研究課題/領域番号 |
24500922
|
研究機関 | 東京学芸大学 |
研究代表者 |
鳴海 多恵子 東京学芸大学, 教育学部, 名誉教授 (90014836)
|
キーワード | 手指の巧緻性 / 幼児 / 幼稚園 / 学年差 / 男女差 / ビーズ通し |
研究概要 |
本年度は、幼児の手指の巧緻性の発達様相を縦断的に明らかにすることを目的として、前年度と同一の幼稚園に在籍する園児を対象に計測および計測結果の分析を行った。計測対象数は年少(3才)児学年44名、年中(4才)学年45名、年長(5才)学年47名である。年少および年長学年は2年目の継続計測となる。計測方法は昨年と同様の4項目、すなわち①折り紙を四角に折る(時間と頂点のズレ量)、②マグネット移し(速さ)、③ひもを解く、結ぶ(速さ)、④ビーズ通し(数)である。

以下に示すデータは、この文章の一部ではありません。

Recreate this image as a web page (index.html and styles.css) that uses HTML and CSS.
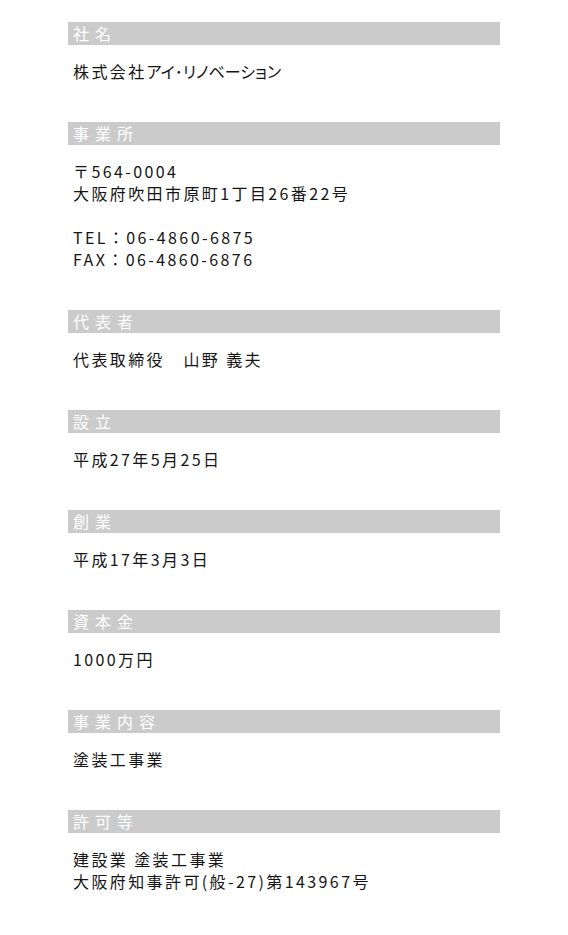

結果の概要は以下の通りである。 1.学年間の横断的分析において、昨年と同様、折り紙の項目以外は、学年進行とともに成績が上昇した。折り紙の項目は、年少学年で概ね完成するものと推測される。学年進行における成績上昇傾向には男女差が見られ、男児では年少学年と年中学年間には差が少なく、有意な差が見られないのに対し、女児では年少学年と年中学年間の差が大きく、次の学年との差が少なかったことから、手指の巧緻性に関しては、女児の方が発達が早いことが示唆されたと考える。 2.年中学年児と年長学年児における前年度の計測結果との比較から発達様相を縦断的に分析した結果、各学年においてすべての項目の成績において有意に向上したことが確認された。さらに、成績の上位群と下位群を各学年男女別に5名づつ抽出し、個別の発達様相を分析した結果、ビーズ通し以外の項目において、上位群と下位群の差が縮小することが確認された。1年間の幼稚園生活において共通の経験をすることによる効果が推測された。ただし、ビーズ通しにおいては双方の群の差は縮まらないままそれぞれが上昇することが確認された。この項目は特に高い巧緻性を要する作業であり「糸結びテスト」を用いた研究成果との関連性が高い項目であることが示唆された。
|
現在までの達成度 (区分) |
現在までの達成度 (区分)
2: おおむね順調に進展している
理由
調査対象とした幼稚園の全面的協力が得られていること、また、これまでの研究にはみらられなかった個別の縦断的調査結果が得られていることから、本研究の成果は貴重なものとなると考える。 また、前年度の研究成果から課題としてあげられた「糸結びテスト」を用いた小学校以上の研究結果との相違点について、今年度の研究データから解決の目処が見えてきている。 このことから幼児の手指の巧緻性の調査方法に対する大きな示唆が得られていると考える。
|
今後の研究の推進方策 |
次年度は3年目の継続調査を実施する予定である。これによって幼稚園生活3年間における個別の手指の巧緻性の発達様相をとらえ、分析することができる。 なお、本研究では幼児の手指の巧緻性の発達は幼稚園生活の経験の関与が大きいと考えているが、そのことを実証するためには保育方針が異なる幼稚園等における調査データの分析も必要と考えている。今後の取り組み課題と考える。
|
次年度の研究費の使用計画 |
今年度は調査活動が予定よりもかなり順調に進んだため、人件費および謝金の支出が少なくなった。 次年度は、調査活動のほか、北欧における幼稚園の集団生活の保育環境および手指の巧緻性を促す遊びの実態と保育内容に関する研修を実施する予定である。従って、調査に要する人件費、謝金、その他経費および旅費として主に使用する予定である。